Separating the potential of the technology from where it's actually at in its present state is of utmost importance. Solid-state battery research is ongoing, and the technology is obviously not as advanced as lithium-ion batteries, which is why they're not available in your Tesla, Chevy Bolt, or otherwise.
One of the major problems that must be overcome is the movement of ions through the solid separator. According to Flash Battery, the solid-state battery's separator must operate at a high temperature to work effectively.
Ions are matter, atoms, and it therefore makes sense that they move more easily in a liquid, while a solid (a ceramic separator) must have a special composition to be able to allow ions to move freely.
There are already high-performance separators in this sense, but only at high temperatures, because solid electrodes only become good conductors at temperatures above 50 degrees. This limit means that solid-state technology is still hardly used in real vehicles, because we cannot assume that the battery is always hot
Obviously, no technology is perfect from the get-go, and research is ongoing in the field of solid-state batteries. Other drawbacks exist, but a lot of resources are being committed to finding solutions to these issues.
Solid-state battery technology is getting massive support from the automotive industry, and these investments will accelerate the production readiness of these batteries. VW's EV lineup will definitely benefit from these possible breakthroughs in battery tech.

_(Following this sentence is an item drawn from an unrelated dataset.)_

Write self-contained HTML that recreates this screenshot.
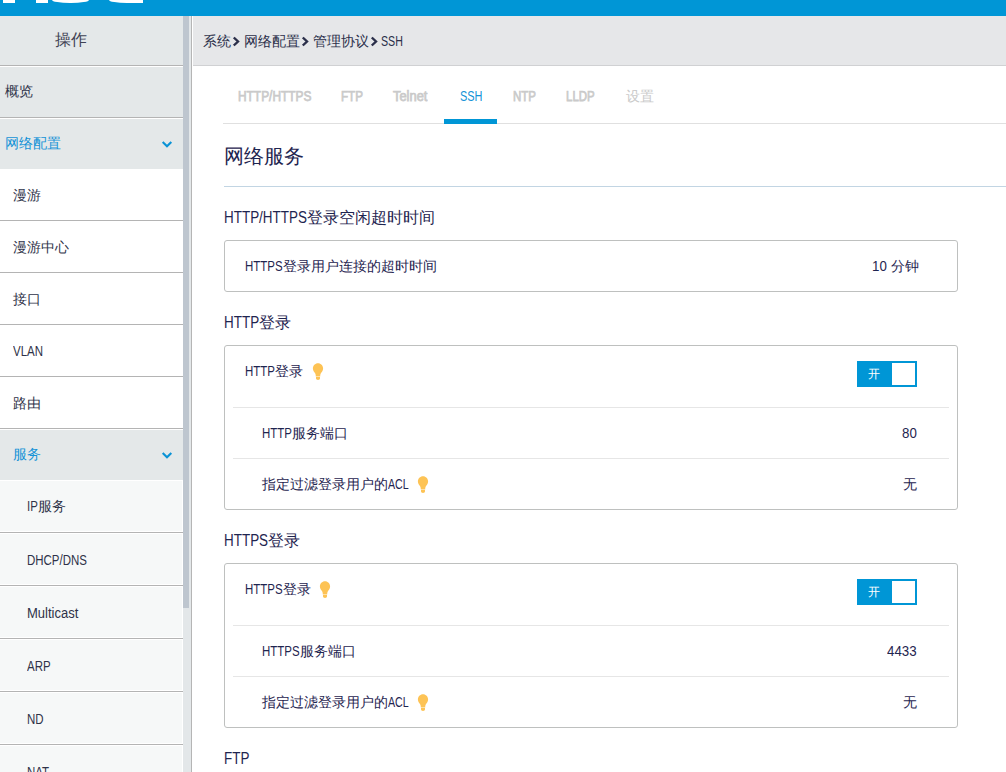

Expect To See Solid-State Batteries Soon
EV manufacturers are betting on solid-state battery technology, and automotive giants committing funds to the research and development of solid-state battery tech will only help accelerate the time it takes to get them to market.
Solid-state batteries offer way too many advantages in comparison to traditional lithium-ion batteries to ignore. Expect many more breakthroughs in solid-state battery technology in the coming years and a massive push to get these batteries to commercial viability for use in EVs.